Hung in soft, diffused light, this print belongs in a room where quiet contemplation happens: a study, a bedroom, a reading nook. It speaks to viewers drawn to introspection and to those who recognize memory as both precious and melancholic. The painting's restrained elegance and psychological depth make it a companion piece for solitary moments of reflection.
About Alice Pike Barney
Trained in Paris under Carolus-Duran and briefly with Whistler, she brought a continental sensibility to turn-of-the-century Washington, D.C., where she essentially willed a bohemian art scene into existence through sheer force of personality and inherited Cincinnati distillery money.
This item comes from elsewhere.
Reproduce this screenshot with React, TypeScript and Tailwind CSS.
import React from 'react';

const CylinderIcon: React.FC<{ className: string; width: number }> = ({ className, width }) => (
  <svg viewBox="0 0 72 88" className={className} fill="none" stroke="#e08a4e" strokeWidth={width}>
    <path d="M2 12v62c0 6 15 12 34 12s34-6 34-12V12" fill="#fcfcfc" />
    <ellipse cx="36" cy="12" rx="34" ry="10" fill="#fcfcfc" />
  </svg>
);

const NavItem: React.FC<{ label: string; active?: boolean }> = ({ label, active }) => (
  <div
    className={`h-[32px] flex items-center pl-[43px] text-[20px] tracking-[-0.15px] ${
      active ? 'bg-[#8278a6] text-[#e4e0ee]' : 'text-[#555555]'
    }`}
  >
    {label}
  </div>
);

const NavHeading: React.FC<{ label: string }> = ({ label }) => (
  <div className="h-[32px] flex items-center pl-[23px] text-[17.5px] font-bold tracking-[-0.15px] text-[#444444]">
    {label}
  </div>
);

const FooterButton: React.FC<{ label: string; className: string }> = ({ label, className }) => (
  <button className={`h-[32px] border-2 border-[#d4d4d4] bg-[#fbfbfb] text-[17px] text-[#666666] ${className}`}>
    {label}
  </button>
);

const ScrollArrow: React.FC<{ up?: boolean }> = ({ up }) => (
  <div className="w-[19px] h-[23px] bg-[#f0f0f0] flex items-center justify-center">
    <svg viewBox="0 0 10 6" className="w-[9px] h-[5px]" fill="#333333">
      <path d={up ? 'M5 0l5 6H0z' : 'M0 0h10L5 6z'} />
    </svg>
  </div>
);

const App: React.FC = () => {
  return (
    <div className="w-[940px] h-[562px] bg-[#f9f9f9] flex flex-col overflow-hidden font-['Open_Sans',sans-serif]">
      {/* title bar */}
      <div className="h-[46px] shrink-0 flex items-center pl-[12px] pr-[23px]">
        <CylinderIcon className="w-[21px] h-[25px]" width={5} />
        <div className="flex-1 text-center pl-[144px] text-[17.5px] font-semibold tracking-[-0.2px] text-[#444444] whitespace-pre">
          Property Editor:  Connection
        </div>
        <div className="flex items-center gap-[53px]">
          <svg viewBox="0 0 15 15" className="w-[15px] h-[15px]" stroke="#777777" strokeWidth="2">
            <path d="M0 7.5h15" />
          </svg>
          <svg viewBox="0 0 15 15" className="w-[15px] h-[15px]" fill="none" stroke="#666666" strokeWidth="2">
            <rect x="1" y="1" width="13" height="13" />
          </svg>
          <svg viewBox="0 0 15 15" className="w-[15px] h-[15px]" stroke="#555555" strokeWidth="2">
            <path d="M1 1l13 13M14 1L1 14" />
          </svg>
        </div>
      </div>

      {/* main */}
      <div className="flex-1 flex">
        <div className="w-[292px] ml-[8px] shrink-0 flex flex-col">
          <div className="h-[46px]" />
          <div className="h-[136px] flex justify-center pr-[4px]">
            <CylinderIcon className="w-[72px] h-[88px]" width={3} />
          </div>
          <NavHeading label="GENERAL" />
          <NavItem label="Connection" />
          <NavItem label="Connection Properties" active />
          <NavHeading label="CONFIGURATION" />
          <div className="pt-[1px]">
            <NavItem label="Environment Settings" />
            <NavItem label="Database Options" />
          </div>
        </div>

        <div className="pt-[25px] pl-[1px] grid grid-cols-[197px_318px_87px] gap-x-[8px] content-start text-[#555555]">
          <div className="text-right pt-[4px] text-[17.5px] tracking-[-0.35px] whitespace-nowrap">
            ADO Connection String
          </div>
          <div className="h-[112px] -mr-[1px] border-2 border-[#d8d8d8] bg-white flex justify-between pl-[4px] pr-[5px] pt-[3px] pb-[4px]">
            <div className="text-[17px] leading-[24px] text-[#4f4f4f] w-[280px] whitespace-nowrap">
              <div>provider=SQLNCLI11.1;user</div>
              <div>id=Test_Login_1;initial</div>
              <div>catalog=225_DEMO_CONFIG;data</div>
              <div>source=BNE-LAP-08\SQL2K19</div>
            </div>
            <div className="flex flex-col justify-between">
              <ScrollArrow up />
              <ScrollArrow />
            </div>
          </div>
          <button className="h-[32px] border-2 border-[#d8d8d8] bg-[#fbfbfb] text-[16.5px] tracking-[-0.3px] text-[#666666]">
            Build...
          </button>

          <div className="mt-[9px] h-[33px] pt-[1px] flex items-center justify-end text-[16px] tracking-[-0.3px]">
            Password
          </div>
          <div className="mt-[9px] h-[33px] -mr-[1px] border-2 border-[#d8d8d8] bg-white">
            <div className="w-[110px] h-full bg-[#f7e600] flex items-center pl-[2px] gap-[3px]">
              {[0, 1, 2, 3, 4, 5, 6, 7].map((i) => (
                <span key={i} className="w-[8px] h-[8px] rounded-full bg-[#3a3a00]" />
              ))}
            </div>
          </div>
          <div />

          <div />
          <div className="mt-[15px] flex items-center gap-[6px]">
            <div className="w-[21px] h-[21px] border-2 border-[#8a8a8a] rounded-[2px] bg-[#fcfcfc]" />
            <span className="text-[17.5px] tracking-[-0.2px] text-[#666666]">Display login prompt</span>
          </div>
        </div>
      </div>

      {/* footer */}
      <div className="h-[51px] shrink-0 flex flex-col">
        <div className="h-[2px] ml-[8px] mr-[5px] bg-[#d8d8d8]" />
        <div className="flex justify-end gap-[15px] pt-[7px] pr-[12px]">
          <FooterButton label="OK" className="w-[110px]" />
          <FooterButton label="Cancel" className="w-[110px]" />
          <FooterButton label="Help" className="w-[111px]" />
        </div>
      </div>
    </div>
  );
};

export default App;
Her pastels and oils from the 1890s through the 1920s favor moody, atmospheric portraiture - sitters emerging from velvety darkness, often family members or fellow members of her artistic circle, including her daughter Natalie.
The work rewards close looking: soft-focus intimacy, a careful chromatic restraint, and a psychological weight that anticipates the introspective portraiture of the interwar years. Quietly modern, even now.